OBJECTIVE →
Everything from the first line of the data below through the line that contains "const MAX_BPM = 160;" should be written out exactly, please, and nothing more; the pictures stay out.

--- BEGIN DATA SECTION ---

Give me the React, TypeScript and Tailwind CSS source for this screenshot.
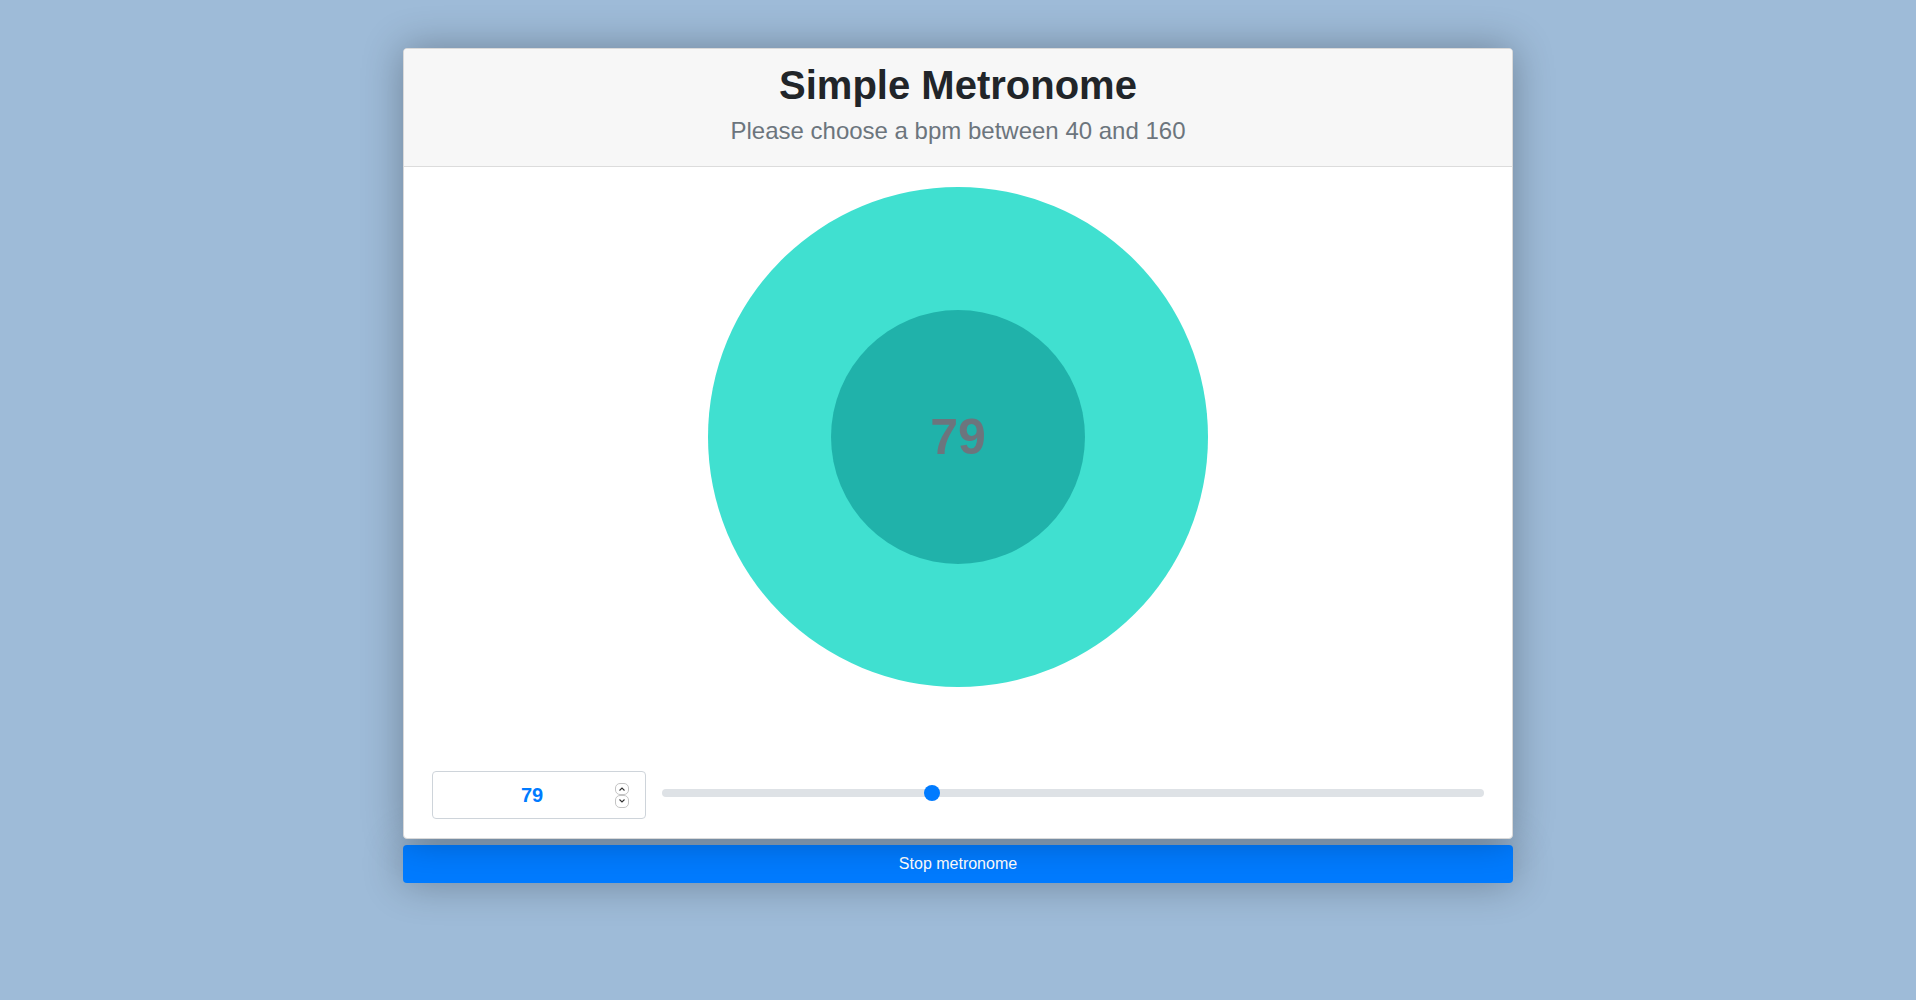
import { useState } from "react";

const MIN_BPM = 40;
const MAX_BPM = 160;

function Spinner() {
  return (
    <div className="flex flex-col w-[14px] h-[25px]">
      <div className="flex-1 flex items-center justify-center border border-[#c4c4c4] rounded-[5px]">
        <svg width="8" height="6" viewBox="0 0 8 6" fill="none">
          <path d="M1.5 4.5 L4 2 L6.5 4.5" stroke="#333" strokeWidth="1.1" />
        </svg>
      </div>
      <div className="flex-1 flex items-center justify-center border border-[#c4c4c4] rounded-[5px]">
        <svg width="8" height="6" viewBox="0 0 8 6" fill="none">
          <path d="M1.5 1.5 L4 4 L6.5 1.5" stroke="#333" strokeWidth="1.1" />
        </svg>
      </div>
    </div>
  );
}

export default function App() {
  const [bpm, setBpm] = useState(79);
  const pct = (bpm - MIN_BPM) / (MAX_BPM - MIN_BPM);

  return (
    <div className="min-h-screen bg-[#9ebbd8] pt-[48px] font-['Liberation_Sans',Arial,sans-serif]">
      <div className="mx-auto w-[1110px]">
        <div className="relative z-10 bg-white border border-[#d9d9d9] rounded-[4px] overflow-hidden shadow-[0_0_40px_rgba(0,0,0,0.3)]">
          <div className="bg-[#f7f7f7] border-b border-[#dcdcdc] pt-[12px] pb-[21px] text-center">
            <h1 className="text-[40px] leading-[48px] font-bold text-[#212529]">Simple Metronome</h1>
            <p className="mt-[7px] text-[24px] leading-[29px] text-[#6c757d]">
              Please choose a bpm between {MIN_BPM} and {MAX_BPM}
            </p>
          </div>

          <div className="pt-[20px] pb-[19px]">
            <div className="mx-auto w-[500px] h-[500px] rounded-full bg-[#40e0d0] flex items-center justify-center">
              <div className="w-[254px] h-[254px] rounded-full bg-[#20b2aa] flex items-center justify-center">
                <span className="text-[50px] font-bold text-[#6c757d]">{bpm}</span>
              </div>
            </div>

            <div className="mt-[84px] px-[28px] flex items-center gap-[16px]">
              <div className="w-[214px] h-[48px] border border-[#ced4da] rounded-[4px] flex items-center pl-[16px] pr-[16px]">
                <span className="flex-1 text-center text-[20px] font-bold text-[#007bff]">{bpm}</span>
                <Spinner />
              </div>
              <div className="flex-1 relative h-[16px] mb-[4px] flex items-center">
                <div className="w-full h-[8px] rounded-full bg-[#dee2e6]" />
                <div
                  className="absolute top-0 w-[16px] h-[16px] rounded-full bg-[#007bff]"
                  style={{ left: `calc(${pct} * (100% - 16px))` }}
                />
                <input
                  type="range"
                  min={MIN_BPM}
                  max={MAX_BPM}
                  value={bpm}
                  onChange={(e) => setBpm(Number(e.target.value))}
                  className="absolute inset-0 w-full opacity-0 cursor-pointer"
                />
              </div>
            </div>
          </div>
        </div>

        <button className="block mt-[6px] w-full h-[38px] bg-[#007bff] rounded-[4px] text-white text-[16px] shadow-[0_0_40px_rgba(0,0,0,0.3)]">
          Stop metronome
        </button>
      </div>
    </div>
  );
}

--- END DATA SECTION ---

RESPONSE FOR THIS EXERCISE →
Give me the React, TypeScript and Tailwind CSS source for this screenshot.
import { useState } from "react";

const MIN_BPM = 40;
const MAX_BPM = 160;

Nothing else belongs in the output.